To turn on frontend you need to initialize serve script:
cd frontend
npm run serve
API runs on port 8080 by default.
If you host the site locally, you can visit the URL http://localhost:8080.
Accuracy (%) | Precision (%) | Recall (%) | F1-score (%) | |
---|---|---|---|---|
Logistic regression | 64.81% | 64.90% | 64.51% | 64.70% |
SVM | 51.04% | 50.55% | 95.81% | 66.18% |
Random Forest | 70.78% | 70.97% | 70.34% | 70.65% |
KNN | 65.95% | 66.41% | 64.54% | 65.46% |
Gradient Boosting | 67.31% | 67.31% | 67.33% | 67.32% |
XGBoost | 66.87% | 66.87% | 66.87% | 66.87% |
Random Forest is definitely the best one at the moment.

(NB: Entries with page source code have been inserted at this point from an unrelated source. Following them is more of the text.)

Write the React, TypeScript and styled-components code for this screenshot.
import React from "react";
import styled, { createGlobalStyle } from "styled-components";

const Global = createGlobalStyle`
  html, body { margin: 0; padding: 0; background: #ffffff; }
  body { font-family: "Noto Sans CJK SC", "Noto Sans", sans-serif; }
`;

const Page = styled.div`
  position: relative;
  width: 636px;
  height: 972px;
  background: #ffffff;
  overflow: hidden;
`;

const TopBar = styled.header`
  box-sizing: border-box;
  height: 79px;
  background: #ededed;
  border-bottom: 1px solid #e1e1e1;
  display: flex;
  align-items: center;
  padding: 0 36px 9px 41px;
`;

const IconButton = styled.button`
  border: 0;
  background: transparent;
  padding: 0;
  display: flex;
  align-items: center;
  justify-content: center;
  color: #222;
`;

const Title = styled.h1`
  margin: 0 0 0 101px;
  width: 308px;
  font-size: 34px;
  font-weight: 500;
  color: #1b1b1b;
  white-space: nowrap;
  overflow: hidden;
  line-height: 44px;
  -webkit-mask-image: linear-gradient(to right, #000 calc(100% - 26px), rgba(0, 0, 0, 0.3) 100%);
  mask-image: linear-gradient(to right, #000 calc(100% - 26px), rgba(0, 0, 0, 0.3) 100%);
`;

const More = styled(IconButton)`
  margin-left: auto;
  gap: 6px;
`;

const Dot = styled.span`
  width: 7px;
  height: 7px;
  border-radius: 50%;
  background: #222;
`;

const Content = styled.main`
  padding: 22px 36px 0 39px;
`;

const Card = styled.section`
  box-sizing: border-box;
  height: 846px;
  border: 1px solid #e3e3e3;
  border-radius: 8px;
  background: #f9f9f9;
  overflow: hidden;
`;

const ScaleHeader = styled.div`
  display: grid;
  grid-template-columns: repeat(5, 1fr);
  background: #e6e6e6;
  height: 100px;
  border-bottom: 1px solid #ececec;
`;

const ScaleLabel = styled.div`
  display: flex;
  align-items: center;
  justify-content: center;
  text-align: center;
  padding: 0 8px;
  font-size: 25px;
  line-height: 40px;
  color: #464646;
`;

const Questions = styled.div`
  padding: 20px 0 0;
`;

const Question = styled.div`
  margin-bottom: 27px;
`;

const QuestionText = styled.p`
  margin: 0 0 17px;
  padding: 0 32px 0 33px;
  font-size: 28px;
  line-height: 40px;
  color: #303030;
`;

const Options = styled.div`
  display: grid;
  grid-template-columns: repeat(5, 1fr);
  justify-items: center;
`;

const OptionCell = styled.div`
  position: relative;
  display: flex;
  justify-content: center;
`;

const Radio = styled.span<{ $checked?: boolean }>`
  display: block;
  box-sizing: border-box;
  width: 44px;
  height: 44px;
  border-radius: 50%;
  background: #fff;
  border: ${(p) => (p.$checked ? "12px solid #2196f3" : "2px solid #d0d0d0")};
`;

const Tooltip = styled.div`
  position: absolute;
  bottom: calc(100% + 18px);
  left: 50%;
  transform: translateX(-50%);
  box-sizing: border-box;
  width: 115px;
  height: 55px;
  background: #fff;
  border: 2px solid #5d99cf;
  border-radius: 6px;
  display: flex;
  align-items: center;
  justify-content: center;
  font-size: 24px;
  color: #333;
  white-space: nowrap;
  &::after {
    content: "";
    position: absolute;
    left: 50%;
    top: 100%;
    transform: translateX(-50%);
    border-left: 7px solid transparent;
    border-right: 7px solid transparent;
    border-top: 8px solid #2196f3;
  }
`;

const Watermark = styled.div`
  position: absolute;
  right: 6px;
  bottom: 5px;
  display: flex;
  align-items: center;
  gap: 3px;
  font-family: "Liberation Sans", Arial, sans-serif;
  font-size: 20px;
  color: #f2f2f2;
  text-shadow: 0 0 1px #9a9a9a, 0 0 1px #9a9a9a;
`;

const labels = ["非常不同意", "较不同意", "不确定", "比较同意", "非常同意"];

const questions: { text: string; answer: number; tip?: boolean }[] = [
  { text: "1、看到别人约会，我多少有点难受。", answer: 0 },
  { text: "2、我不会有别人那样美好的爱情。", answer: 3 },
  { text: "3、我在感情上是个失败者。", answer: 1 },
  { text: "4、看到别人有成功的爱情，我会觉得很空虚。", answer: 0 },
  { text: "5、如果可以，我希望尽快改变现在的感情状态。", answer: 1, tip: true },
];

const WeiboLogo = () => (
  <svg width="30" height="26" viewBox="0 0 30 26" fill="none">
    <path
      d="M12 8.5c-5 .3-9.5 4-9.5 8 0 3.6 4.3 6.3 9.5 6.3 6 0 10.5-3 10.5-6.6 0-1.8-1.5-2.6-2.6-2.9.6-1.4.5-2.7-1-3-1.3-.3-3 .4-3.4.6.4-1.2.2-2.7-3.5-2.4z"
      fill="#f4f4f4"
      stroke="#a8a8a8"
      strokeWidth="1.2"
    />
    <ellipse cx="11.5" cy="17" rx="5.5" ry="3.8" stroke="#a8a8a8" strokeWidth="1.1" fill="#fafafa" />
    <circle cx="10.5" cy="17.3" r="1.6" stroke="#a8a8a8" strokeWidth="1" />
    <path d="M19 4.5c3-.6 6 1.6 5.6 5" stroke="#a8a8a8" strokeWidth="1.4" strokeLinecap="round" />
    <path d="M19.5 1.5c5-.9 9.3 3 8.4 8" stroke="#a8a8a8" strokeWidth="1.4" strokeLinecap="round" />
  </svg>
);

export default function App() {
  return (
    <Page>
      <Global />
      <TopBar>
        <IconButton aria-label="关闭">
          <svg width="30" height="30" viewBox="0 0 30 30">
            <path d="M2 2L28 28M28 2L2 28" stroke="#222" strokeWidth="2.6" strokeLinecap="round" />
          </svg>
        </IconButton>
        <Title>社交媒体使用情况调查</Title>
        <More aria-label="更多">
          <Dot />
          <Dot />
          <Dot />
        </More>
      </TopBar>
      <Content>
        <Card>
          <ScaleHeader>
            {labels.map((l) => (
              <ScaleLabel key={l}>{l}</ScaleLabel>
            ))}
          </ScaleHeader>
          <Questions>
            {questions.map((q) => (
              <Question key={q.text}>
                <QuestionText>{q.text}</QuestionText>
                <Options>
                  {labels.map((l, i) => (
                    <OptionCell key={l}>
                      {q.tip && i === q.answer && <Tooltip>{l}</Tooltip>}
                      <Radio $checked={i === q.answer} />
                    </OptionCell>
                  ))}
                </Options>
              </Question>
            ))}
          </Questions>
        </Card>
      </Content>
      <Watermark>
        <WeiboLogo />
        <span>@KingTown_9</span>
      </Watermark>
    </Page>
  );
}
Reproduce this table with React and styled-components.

SVM has a very high recall rate, suggesting a problem with excessive false classifications.
Hyperparameter | Value |
---|---|
C | 10 |
max_iter | 1203 |
solver | saga |
Hyperparameter | Value |
---|---|
C | 0.12842116071378784 |
coef0 | 0.006382660838799905 |
gamma | auto |
kernel | poly |
max_iter | 825 |
Hyperparameter | Value |
---|---|
criterion | entropy |
max_depth | 15 |
max_features | log2 |
min_samples_leaf | 7 |
min_samples_split | 4 |
n_estimators | 1000 |
Hyperparameter | Value |
---|---|
algorithm | brute |
leaf_size | 20 |
n_neighbors | 98 |
p | 1 |
weights | uniform |
Hyperparameter | Value |
---|---|
learning_rate | 0.03589451606571555 |
loss | log_loss |
max_depth | 4 |
max_features | log2 |
n_estimators | 936 |
subsample | 0.8033808791659816 |
Hyperparameter | Value |
---|---|
alpha | 10 |
colsample_bytree | 0.6758151134813088 |
eval_metric | rmsle |
grow_policy | lossguide |
lambda | 0.4652332574590495 |
learning_rate | 0.16017846170784672 |
max_depth | 3 |
n_estimators | 316 |
subsample | 0.8 |
Project is built with:
- Jeff Sackmann's ATP data repository
- Scikit-Learn
- Scikit-Optimize
- XGBoost for Python
- Flask
- Vue.js
- Pandas
- NumPy
- Joblib
- Flask-Cors
- Seaborn
- Matplotlib
Inspired by: Ahlem Jouidi's Notebook.
Tennis Predictor by Ziusz is licensed under CC BY-NC-SA 4.0.
Attribution of this project and Jeff Sackmann's repository is required.
Only noncommercial use of this project is permitted.
Adaptations must be shared under the same terms.